More Brain Chemistry
Continuing with the theme of beaded neurotransmitters, I wove a pair of earrings in the chemical structure of γ-Aminobutyric acid, aka GABA. I used the same color palette that I used previously for my endorphin necklace, so the two pieces form a matching set.
GABA acts as the major inhibitory neurotransmitter in the nervous system; it essentially acts to calm down neurons, and it's also involved in the regulation of muscle tone. It doesn't have big name recognition like the other neurotransmitters that I've covered on this blog such as serotonin, dopamine, and the endorphins, but it's still an important part of brain function.
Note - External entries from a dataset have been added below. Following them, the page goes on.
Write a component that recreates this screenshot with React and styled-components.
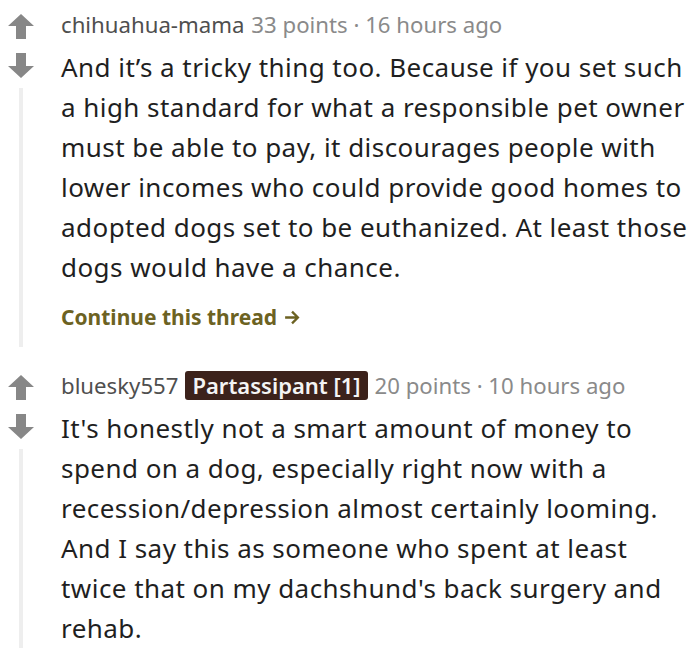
import React from 'react';
import styled, { createGlobalStyle } from 'styled-components';

const Global = createGlobalStyle`
	html, body {
		margin: 0;
		padding: 0;
		background: #fff;
	}
`;

const Page = styled.div`
	width: 700px;
	height: 654px;
	overflow: hidden;
	background: #fff;
	padding-top: 14px;
	box-sizing: border-box;
`;

const Comment = styled.div`
	display: flex;
	align-items: stretch;
	margin-bottom: ${ props => props.gap || 0 }px;
`;

const Rail = styled.div`
	flex: none;
	width: 52px;
	padding-left: 8px;
	padding-right: 18px;
	display: flex;
	flex-direction: column;
	align-items: center;
	box-sizing: border-box;
`;

const Vote = styled.svg`
	display: block;
	width: 26px;
	height: 25px;
	margin-bottom: ${ props => props.spacing || 0 }px;
`;

const Thread = styled.div`
	flex: 1;
	width: 4px;
	background: #eeeeee;
	margin-top: 10px;
`;

const Body = styled.div`
	flex: 1;
	padding-left: 9px;
	margin-top: -4px;
`;

const Meta = styled.div`
	display: flex;
	align-items: center;
	gap: 7px;
	font-family: "Noto Sans", sans-serif;
	font-size: 22.2px;
	line-height: 29px;
	color: #8a8a8a;
	white-space: nowrap;
`;

const Author = styled.span`
	color: #4f4f4f;
`;

const Flair = styled.span`
	background: #3c221b;
	color: #f4f4f4;
	border-radius: 3px;
	padding: 0 7px;
	font-weight: 600;
	line-height: 29px;
	font-size: 22px;
`;

const Text = styled.p`
	margin: 8px 0 0;
	font-family: "Noto Sans", sans-serif;
	font-size: 26px;
	letter-spacing: 0.45px;
	line-height: 40px;
	color: #1f1f1f;
`;

const More = styled.a`
	display: inline-flex;
	align-items: center;
	gap: 6px;
	margin-top: 16px;
	font-family: "Noto Sans", sans-serif;
	font-weight: 700;
	font-size: 21px;
	color: #6c6222;
	text-decoration: none;
	padding-bottom: 16px;
`;

function Up( { spacing } ) {
	return (
		<Vote viewBox="0 0 26 25" spacing={ spacing }>
			<path d="M13 0 L26 12 L18 12 L18 25 L8 25 L8 12 L0 12 Z" fill="#878787" />
		</Vote>
	);
}

function Down() {
	return (
		<Vote viewBox="0 0 26 25">
			<path d="M8 0 L18 0 L18 13 L26 13 L13 25 L0 13 L8 13 Z" fill="#878787" />
		</Vote>
	);
}

function Arrow() {
	return (
		<svg width="17" height="17" viewBox="0 0 16 16">
			<path d="M2 8 H14 M8.5 2.5 L14 8 L8.5 13.5" stroke="#6c6222" strokeWidth="2.2" fill="none" />
		</svg>
	);
}

const comments = [
	{
		author: 'chihuahua-mama',
		points: '33 points',
		time: '16 hours ago',
		text: 'And it’s a tricky thing too. Because if you set such a high standard for what a responsible pet owner must be able to pay, it discourages people with lower incomes who could provide good homes to adopted dogs set to be euthanized. At least those dogs would have a chance.',
		more: true,
	},
	{
		author: 'bluesky557',
		flair: 'Partassipant [1]',
		points: '20 points',
		time: '10 hours ago',
		text: 'It\'s honestly not a smart amount of money to spend on a dog, especially right now with a recession/depression almost certainly looming. And I say this as someone who spent at least twice that on my dachshund\'s back surgery and rehab.',
	},
];

export default function App() {
	return (
		<Page>
			<Global />
			{ comments.map( ( c, i ) => (
				<Comment key={ c.author } gap={ i === 0 ? 28 : 0 }>
					<Rail>
						<Up spacing={ 14 } />
						<Down />
						<Thread />
					</Rail>
					<Body>
						<Meta>
							<Author>{ c.author }</Author>
							{ c.flair && <Flair>{ c.flair }</Flair> }
							<span>{ c.points } · { c.time }</span>
						</Meta>
						<Text>{ c.text }</Text>
						{ c.more && <More href="#">Continue this thread<Arrow /></More> }
					</Body>
				</Comment>
			) ) }
		</Page>
	);
}
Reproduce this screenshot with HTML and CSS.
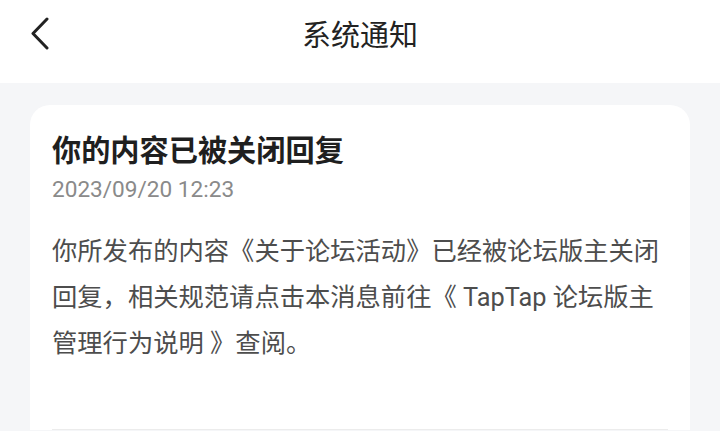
FILE: index.html
```html
<!DOCTYPE html>
<html lang="zh-CN">
<head>
<meta charset="utf-8">
<title>系统通知</title>
<link rel="stylesheet" href="styles.css">
</head>
<body>
<header class="navbar">
  <div class="nav-left">
    <svg class="back-icon" width="20" height="34" viewBox="0 0 20 34" aria-hidden="true">
      <polyline points="16,3 2,17.5 16,32" fill="none" stroke="#222" stroke-width="3" stroke-linecap="round" stroke-linejoin="round"/>
    </svg>
  </div>
  <h1 class="nav-title">系统通知</h1>
  <div class="nav-right"></div>
</header>
<main class="content">
  <article class="card">
    <h2 class="card-title">你的内容已被关闭回复</h2>
    <div class="card-date">2023/09/20 12:23</div>
    <p class="card-body">你所发布的内容《关于论坛活动》已经被论坛版主关闭回复，相关规范请点击本消息前往《 TapTap 论坛版主管理行为说明 》查阅。</p>
    <div class="divider"></div>
  </article>
</main>
</body>
</html>
```
FILE: styles.css
```css
* { box-sizing: border-box; }
html, body {
  margin: 0;
  padding: 0;
}
body {
  background: #f5f6f8;
  font-family: Roboto, "Noto Sans CJK SC", sans-serif;
  width: 720px;
  height: 431px;
  overflow: hidden;
}
.navbar {
  background: #ffffff;
  height: 83px;
  padding-bottom: 17px;
  display: grid;
  grid-template-columns: 1fr auto 1fr;
  align-items: center;
}
.nav-left {
  padding-left: 31px;
  display: flex;
  align-items: center;
}
.back-icon { display: block; }
.nav-title {
  margin: 0;
  font-family: "Noto Sans CJK SC", sans-serif;
  font-weight: 400;
  font-size: 29px;
  line-height: 40px;
  color: #222;
}
.content {
  padding: 22px 30px 0 30px;
}
.card {
  background: #ffffff;
  border-radius: 20px 20px 0 0;
  padding: 23px 22px 0 22px;
}
.card-title {
  margin: 0;
  font-family: "Noto Sans CJK SC", sans-serif;
  font-weight: 700;
  font-size: 29.2px;
  line-height: 40px;
  color: #1f1f1f;
}
.card-date {
  margin-top: 7px;
  font-size: 22.6px;
  line-height: 30px;
  color: #8a8a8a;
}
.card-body {
  margin: 24px 0 0 0;
  font-size: 25.3px;
  line-height: 46px;
  color: #4d4d4d;
  width: 616px;
}
.divider {
  margin-top: 62px;
  height: 1px;
  background: #ececec;
}
```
From a structural point of view, GABA is relatively simple. It has four carbon atoms connected to each other in a chain, with one nitrogen atom at one end, and two oxygen atoms on the other end. The carbon atoms not connected to the oxygen atoms each have two hydrogen atoms, while the nitrogen atom can have two or three. The oxygen atoms, paired with one carbon atom in the arrangement shown in this molecule, all form what organic chemists call a carboxyl group.
I've depicted this molecule as a zwitterion, which is a neutral molecule that has both a positive charge and a negative charge. The positive charge sits on the nitrogen atom, while the negative charge is shared among the atoms of the carboxyl group.
A Flexible Molecule
The GABA molecule is very flexible, which is important to its biological function. It makes for a lacy pair of earrings!
I'm thinking that it would make a good introductory project to the realm of 3D beaded molecules. What do you think? Would you be interested in learning how to make your own GABA earrings?